[start]

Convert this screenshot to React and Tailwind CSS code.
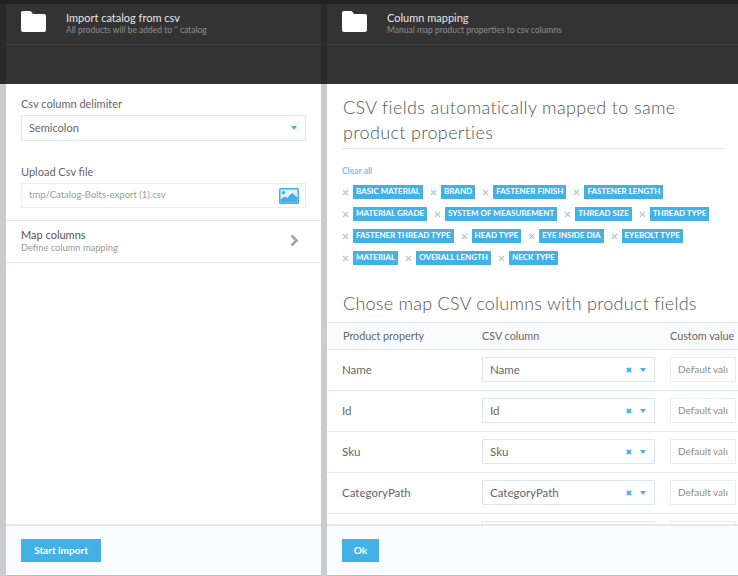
const font = { fontFamily: '"Lato", "Liberation Sans", sans-serif' }

const tags = [
  'Basic material', 'Brand', 'Fastener finish', 'Fastener length',
  'Material grade', 'System of measurement', 'Thread size', 'Thread type',
  'Fastener thread type', 'Head type', 'Eye inside dia', 'Eyebolt type',
  'Material', 'Overall length', 'Neck type',
]

const rows = ['Name', 'Id', 'Sku', 'CategoryPath', '']

function FolderIcon() {
  return (
    <svg width="25" height="21" viewBox="0 0 25 21" className="shrink-0">
      <path d="M2 0h6.5c1 0 1.6.4 2.2 1.2L12 3h11c1.2 0 2 .8 2 2v14c0 1.2-.8 2-2 2H2c-1.2 0-2-.8-2-2V2C0 .8.8 0 2 0z" fill="#fff" />
    </svg>
  )
}

function Caret() {
  return (
    <svg width="6" height="4" viewBox="0 0 6 4" className="shrink-0">
      <path d="M0 0h6L3 4z" fill="#43b0e6" />
    </svg>
  )
}

function BladeHeader({ title, subtitle }) {
  return (
    <div className="h-[84px] shrink-0 bg-[#333333] border-t-4 border-[#222222]">
      <div className="h-[41px] flex items-start pl-[15px] pt-[7px] border-b border-[#3f3f3f]">
        <FolderIcon />
        <div className="ml-[20px] -mt-[1px]">
          <div className="text-[11px] leading-[15px] text-[#e6e6e6]">{title}</div>
          <div className="text-[8.5px] leading-[10px] text-[#8f8f8f]">{subtitle}</div>
        </div>
      </div>
    </div>
  )
}

function BladeFooter({ label, width }) {
  return (
    <div className="h-[52px] shrink-0 bg-[#fbfcff] border-t-2 border-b border-t-[#dfebef] border-b-[#b5bfc4] pl-[15px] pt-[13px]">
      <button className={`${width} h-[23px] bg-[#43b0e6] text-white text-[10px] font-bold flex items-center justify-center`}>
        {label}
      </button>
    </div>
  )
}

function Gutter({ className = '' }) {
  return (
    <div className={`shrink-0 ${className}`}>
      <div className="h-[84px] bg-[#2a2a2a] border-t-4 border-[#222222]" />
    </div>
  )
}

function Tag({ label }) {
  return (
    <div className="flex items-center mr-[7px] mb-[8px]">
      <svg width="7" height="7" viewBox="0 0 7 7" className="mr-[4px]">
        <path d="M1 1l5 5M6 1L1 6" stroke="#b3c5d6" strokeWidth="1.1" />
      </svg>
      <span className="h-[14px] px-[3px] bg-[#43b0e6] text-white text-[8px] leading-[13px] font-bold uppercase whitespace-nowrap">
        {label}
      </span>
    </div>
  )
}

function MapRow({ label }) {
  return (
    <div className="h-[41px] shrink-0 flex border-b border-[#dfebf2] pt-[7px] text-[11.5px] text-[#666666]">
      <div className="w-[155px] pl-[15px] h-[25px] leading-[25px] shrink-0">{label}</div>
      <div className="w-[173px] h-[25px] shrink-0 border border-[#dbe8f0] flex items-center pl-[7px] pr-[8px]">
        <span className="flex-1">{label}</span>
        {label && (
          <svg width="6" height="6" viewBox="0 0 6 6" className="mr-[8px]">
            <path d="M1 1l4 4M5 1L1 5" stroke="#43b0e6" strokeWidth="2" />
          </svg>
        )}
        {label && <Caret />}
      </div>
      <div className="w-[66px] h-[25px] ml-[15px] shrink-0 border border-[#e3edf3] pl-[7px] leading-[23px] text-[10px] text-[#8c8c8c] overflow-hidden whitespace-nowrap">
        {label && 'Default valı'}
      </div>
    </div>
  )
}

export default function App() {
  return (
    <div className="w-[738px] h-[576px] flex overflow-hidden bg-[#cccccc]" style={font}>
      <Gutter className="w-[6px]" />

      <div className="w-[315px] shrink-0 flex flex-col bg-white">
        <BladeHeader title="Import catalog from csv" subtitle="All products will be added to '' catalog" />
        <div className="flex-1">
          <div className="px-[15px] pt-[13px] text-[11px] text-[#666666]">
            <div className="h-[14px] leading-[14px]">Csv column delimiter</div>
            <div className="mt-[4px] h-[26px] border border-[#dbe8f0] flex items-center pl-[7px] pr-[8px]">
              <span className="flex-1">Semicolon</span>
              <Caret />
            </div>
            <div className="mt-[24px] h-[14px] leading-[14px]">Upload Csv file</div>
            <div className="mt-[4px] h-[25px] border border-[#e8eff3] flex items-center pl-[7px] pr-[6px]">
              <span className="flex-1 text-[9.5px] text-[#999999]">tmp/Catalog-Bolts-export (1).csv</span>
              <svg width="20" height="16" viewBox="0 0 20 16">
                <rect width="20" height="16" rx="1.5" fill="#43b0e6" />
                <rect x="1.5" y="1.5" width="17" height="13" fill="#dff1fb" />
                <circle cx="4.5" cy="4.5" r="1.8" fill="#43b0e6" />
                <path d="M1.5 14.5v-3l4-3 2.5 1.5 5-5 5.5 4.5v5z" fill="#43b0e6" />
              </svg>
            </div>
          </div>
          <div className="mt-[12px] h-[43px] border-y border-[#dbe8f0] flex items-center pl-[15px] pr-[22px] pb-[2px]">
            <div className="flex-1">
              <div className="text-[11px] leading-[13px] text-[#555555]">Map columns</div>
              <div className="text-[9.3px] leading-[13px] text-[#999999]">Define column mapping</div>
            </div>
            <svg width="9" height="13" viewBox="0 0 9 13">
              <path d="M1.5 1.5l5 5-5 5" fill="none" stroke="#a3a3a3" strokeWidth="2.6" />
            </svg>
          </div>
        </div>
        <BladeFooter label="Start import" width="w-[80px]" />
      </div>

      <Gutter className="w-[6px]" />

      <div className="w-[411px] shrink-0 flex flex-col bg-white overflow-hidden">
        <BladeHeader title="Column mapping" subtitle="Manual map product properties to csv columns" />
        <div className="flex-1 min-h-0 overflow-hidden">
          <div className="mx-[15px] w-[383px] pl-[1px] pt-[11px] pb-[3px] border-b border-[#dbe8f0] text-[18px] font-light leading-[25px] text-[#555555] tracking-[0.35px]">
            CSV fields automatically mapped to same product properties
          </div>
          <div className="pl-[15px] w-[398px]">
            <div className="mt-[17px] h-[11px] text-[8.5px] leading-[11px] font-bold text-[#7cc4ea]">Clear all</div>
            <div className="mt-[8px] flex flex-wrap">
              {tags.map(t => <Tag key={t} label={t} />)}
            </div>
          </div>
          <div className="mt-[18px] pl-[16px] h-[25px] text-[18px] font-light leading-[25px] text-[#555555] tracking-[0.25px] whitespace-nowrap">
            Chose map CSV columns with product fields
          </div>
          <div className="mt-[6px] h-[28px] flex items-center bg-[#fafbfd] border-y border-[#dfebf2] text-[10.8px] text-[#666666]">
            <div className="w-[155px] pl-[16px] shrink-0">Product property</div>
            <div className="w-[188px] shrink-0">CSV column</div>
            <div className="whitespace-nowrap">Custom value</div>
          </div>
          {rows.map((r, i) => <MapRow key={i} label={r} />)}
        </div>
        <BladeFooter label="Ok" width="w-[37px]" />
      </div>
    </div>
  )
}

[end]

(What you have to do):
Restate the listing above word for word, and skip the pictures.

(Correct response):
Convert this screenshot to React and Tailwind CSS code.
const font = { fontFamily: '"Lato", "Liberation Sans", sans-serif' }

const tags = [
  'Basic material', 'Brand', 'Fastener finish', 'Fastener length',
  'Material grade', 'System of measurement', 'Thread size', 'Thread type',
  'Fastener thread type', 'Head type', 'Eye inside dia', 'Eyebolt type',
  'Material', 'Overall length', 'Neck type',
]

const rows = ['Name', 'Id', 'Sku', 'CategoryPath', '']

function FolderIcon() {
  return (
    <svg width="25" height="21" viewBox="0 0 25 21" className="shrink-0">
      <path d="M2 0h6.5c1 0 1.6.4 2.2 1.2L12 3h11c1.2 0 2 .8 2 2v14c0 1.2-.8 2-2 2H2c-1.2 0-2-.8-2-2V2C0 .8.8 0 2 0z" fill="#fff" />
    </svg>
  )
}

function Caret() {
  return (
    <svg width="6" height="4" viewBox="0 0 6 4" className="shrink-0">
      <path d="M0 0h6L3 4z" fill="#43b0e6" />
    </svg>
  )
}

function BladeHeader({ title, subtitle }) {
  return (
    <div className="h-[84px] shrink-0 bg-[#333333] border-t-4 border-[#222222]">
      <div className="h-[41px] flex items-start pl-[15px] pt-[7px] border-b border-[#3f3f3f]">
        <FolderIcon />
        <div className="ml-[20px] -mt-[1px]">
          <div className="text-[11px] leading-[15px] text-[#e6e6e6]">{title}</div>
          <div className="text-[8.5px] leading-[10px] text-[#8f8f8f]">{subtitle}</div>
        </div>
      </div>
    </div>
  )
}

function BladeFooter({ label, width }) {
  return (
    <div className="h-[52px] shrink-0 bg-[#fbfcff] border-t-2 border-b border-t-[#dfebef] border-b-[#b5bfc4] pl-[15px] pt-[13px]">
      <button className={`${width} h-[23px] bg-[#43b0e6] text-white text-[10px] font-bold flex items-center justify-center`}>
        {label}
      </button>
    </div>
  )
}

function Gutter({ className = '' }) {
  return (
    <div className={`shrink-0 ${className}`}>
      <div className="h-[84px] bg-[#2a2a2a] border-t-4 border-[#222222]" />
    </div>
  )
}

function Tag({ label }) {
  return (
    <div className="flex items-center mr-[7px] mb-[8px]">
      <svg width="7" height="7" viewBox="0 0 7 7" className="mr-[4px]">
        <path d="M1 1l5 5M6 1L1 6" stroke="#b3c5d6" strokeWidth="1.1" />
      </svg>
      <span className="h-[14px] px-[3px] bg-[#43b0e6] text-white text-[8px] leading-[13px] font-bold uppercase whitespace-nowrap">
        {label}
      </span>
    </div>
  )
}

function MapRow({ label }) {
  return (
    <div className="h-[41px] shrink-0 flex border-b border-[#dfebf2] pt-[7px] text-[11.5px] text-[#666666]">
      <div className="w-[155px] pl-[15px] h-[25px] leading-[25px] shrink-0">{label}</div>
      <div className="w-[173px] h-[25px] shrink-0 border border-[#dbe8f0] flex items-center pl-[7px] pr-[8px]">
        <span className="flex-1">{label}</span>
        {label && (
          <svg width="6" height="6" viewBox="0 0 6 6" className="mr-[8px]">
            <path d="M1 1l4 4M5 1L1 5" stroke="#43b0e6" strokeWidth="2" />
          </svg>
        )}
        {label && <Caret />}
      </div>
      <div className="w-[66px] h-[25px] ml-[15px] shrink-0 border border-[#e3edf3] pl-[7px] leading-[23px] text-[10px] text-[#8c8c8c] overflow-hidden whitespace-nowrap">
        {label && 'Default valı'}
      </div>
    </div>
  )
}

export default function App() {
  return (
    <div className="w-[738px] h-[576px] flex overflow-hidden bg-[#cccccc]" style={font}>
      <Gutter className="w-[6px]" />

      <div className="w-[315px] shrink-0 flex flex-col bg-white">
        <BladeHeader title="Import catalog from csv" subtitle="All products will be added to '' catalog" />
        <div className="flex-1">
          <div className="px-[15px] pt-[13px] text-[11px] text-[#666666]">
            <div className="h-[14px] leading-[14px]">Csv column delimiter</div>
            <div className="mt-[4px] h-[26px] border border-[#dbe8f0] flex items-center pl-[7px] pr-[8px]">
              <span className="flex-1">Semicolon</span>
              <Caret />
            </div>
            <div className="mt-[24px] h-[14px] leading-[14px]">Upload Csv file</div>
            <div className="mt-[4px] h-[25px] border border-[#e8eff3] flex items-center pl-[7px] pr-[6px]">
              <span className="flex-1 text-[9.5px] text-[#999999]">tmp/Catalog-Bolts-export (1).csv</span>
              <svg width="20" height="16" viewBox="0 0 20 16">
                <rect width="20" height="16" rx="1.5" fill="#43b0e6" />
                <rect x="1.5" y="1.5" width="17" height="13" fill="#dff1fb" />
                <circle cx="4.5" cy="4.5" r="1.8" fill="#43b0e6" />
                <path d="M1.5 14.5v-3l4-3 2.5 1.5 5-5 5.5 4.5v5z" fill="#43b0e6" />
              </svg>
            </div>
          </div>
          <div className="mt-[12px] h-[43px] border-y border-[#dbe8f0] flex items-center pl-[15px] pr-[22px] pb-[2px]">
            <div className="flex-1">
              <div className="text-[11px] leading-[13px] text-[#555555]">Map columns</div>
              <div className="text-[9.3px] leading-[13px] text-[#999999]">Define column mapping</div>
            </div>
            <svg width="9" height="13" viewBox="0 0 9 13">
              <path d="M1.5 1.5l5 5-5 5" fill="none" stroke="#a3a3a3" strokeWidth="2.6" />
            </svg>
          </div>
        </div>
        <BladeFooter label="Start import" width="w-[80px]" />
      </div>

      <Gutter className="w-[6px]" />

      <div className="w-[411px] shrink-0 flex flex-col bg-white overflow-hidden">
        <BladeHeader title="Column mapping" subtitle="Manual map product properties to csv columns" />
        <div className="flex-1 min-h-0 overflow-hidden">
          <div className="mx-[15px] w-[383px] pl-[1px] pt-[11px] pb-[3px] border-b border-[#dbe8f0] text-[18px] font-light leading-[25px] text-[#555555] tracking-[0.35px]">
            CSV fields automatically mapped to same product properties
          </div>
          <div className="pl-[15px] w-[398px]">
            <div className="mt-[17px] h-[11px] text-[8.5px] leading-[11px] font-bold text-[#7cc4ea]">Clear all</div>
            <div className="mt-[8px] flex flex-wrap">
              {tags.map(t => <Tag key={t} label={t} />)}
            </div>
          </div>
          <div className="mt-[18px] pl-[16px] h-[25px] text-[18px] font-light leading-[25px] text-[#555555] tracking-[0.25px] whitespace-nowrap">
            Chose map CSV columns with product fields
          </div>
          <div className="mt-[6px] h-[28px] flex items-center bg-[#fafbfd] border-y border-[#dfebf2] text-[10.8px] text-[#666666]">
            <div className="w-[155px] pl-[16px] shrink-0">Product property</div>
            <div className="w-[188px] shrink-0">CSV column</div>
            <div className="whitespace-nowrap">Custom value</div>
          </div>
          {rows.map((r, i) => <MapRow key={i} label={r} />)}
        </div>
        <BladeFooter label="Ok" width="w-[37px]" />
      </div>
    </div>
  )
}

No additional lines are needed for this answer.